Search code examples
rcsvenvi

read multiple ENVI files and combine them in one csv


I'm fairly new in working with R but trying to get this done. I have dozens of ENVI spectral datasets stored in a directory. Each dataset is seperated into two files. They all have the same name convention, i.e.:

  • ID_YYYYMMDD_350-200nm.asr
  • ID_YYYYMMDD_350-200nm.hdr

The task is to read the dataset, add two columns (ID and date from filename), and store the results in a *.csv-file. I got this to work for a single file (hardcoded).

library(caTools)

setwd("D:/some/path/software_scripts")

### filename without extension
name <- "011a_20100509_350-2500nm"

### split filename in area-id and date
flaeche<-substr(name, 0, 4)
date <- as.Date((substr(name,6,13)),"%Y%m%d")

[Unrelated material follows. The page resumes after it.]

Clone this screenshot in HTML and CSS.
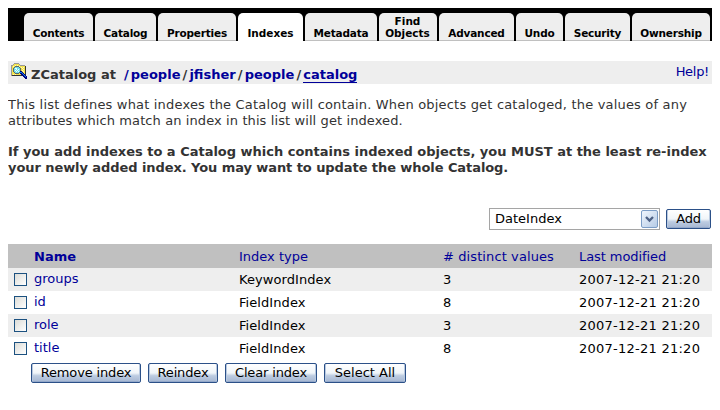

### get values from ENVI-file in a matrix
spectrum <- read.ENVI(paste(name,".esl", sep = ""), headerfile=paste(name,".hdr", sep=""))

### add columns
spectrum <- cbind(Flaeche=flaeche,Datum=as.character(date),spectrum)


### CSV-Dataset with all values
write.csv(spectrum, file = name,".csv", sep=",")

I want to combine all available files into one *.csv file. I know that I've to use list.files but have no idea, how to implement the read.ENVI function and add the resulting matrices ongoing to CSV.


Update:

library(caTools)

setwd("D:/some/path/mean")

files <- list.files() # change or leave totally empty if setwd() put you in the right spot

all_names <- sub("^([^.]*).*", "\\1", files) # strip off extensions

name <- unique(all_names) # get rid of duplicates from .esl and .hdr

# wrap your existing code in a function
mungeENVI <- function(name) {

  # split filename in area-id and date
  flaeche<-substr(name, 0, 4)
  date <- as.Date((substr(name,6,13)),"%Y%m%d")

  # get values from ENVI-file in a matrix
  spectrum <- read.ENVI(paste(name,".esl", sep = ""), headerfile=paste(name,".hdr", sep=""))

  # add columns
  spectrum <- cbind(Flaeche=flaeche,Datum=as.character(date),spectrum)
  return(spectrum)
}

# use lapply to 'loop' over each name
list_of_ENVIs <- lapply(name, mungeENVI) # returns a list

# use do.call(rbind, x) to turn it into a big data.frame
final_df <- do.call(rbind, list_of_ENVIs)

# now write output
write.csv(final_df, "all_results.csv")

you can find a sample dataset here: Sample dataset


Solution

  • I work with a lot of lab data where I can rely on the output files being in a reliable format (same column order, column name, header format, etc). So this is assuming that the .ENVI files you have are similar to that. If your files are not like that, I'm happy to help with that too, I'd just need to see a dummy file or two.

    Anyways here's the idea:

    library(caTools)
    library(lubridate)
    library(magrittr)
    
    setwd("~/Binfo/TST/Stack/") # adjust as needed
    
    files <- list.files("data/", full.name = T) # adjust as needed
    all_names <- gsub("\\.\\D{3}", "", files) # strip off extensions
    names1 <- unique(all_names) # get rid of duplicates
    
    # wrap your existing code in a function
    mungeENVI <- function(name) {
        # split filename in area-id and date
        f <- gsub(".*\\/(\\d{3}\\D)_.*", "\\1", name)
        d <- gsub(".*_(\\d+)_.*", "\\1", name) %>% ymd()
        # get values from ENVI-file in a matrix
        spectrum <- read.ENVI(paste(name,".esl", sep = ""), headerfile=paste(name,".hdr", sep=""))
        # add columns
        spectrum <- cbind(Flaeche=f,Datum= as.character(d),spectrum)
        return(spectrum)
    }
    # use lapply to 'loop' over each name
    list_of_ENVIs <- lapply(names1, mungeENVI) # returns a list
    
    # use do.call(rbind, x) to turn it into a big data.frame
    final_df <- do.call(rbind, list_of_ENVIs)
    # now write output
    write.csv(final_df, "data/all_results.csv")
    

    Let me know if you have any problems and we an go from there. Cheers.

    I edited my answer a bit, I think the problem you were hitting is in list.files() it should have had the argument full.name = T. I also adjusted you parsing method to be a little more defensive and use grep capture expressions. I tested the code with your two example files (4 really) but I can build out a large matrix (66743 elements). Also I used lubridate, I think it's a better way to work with dates and times.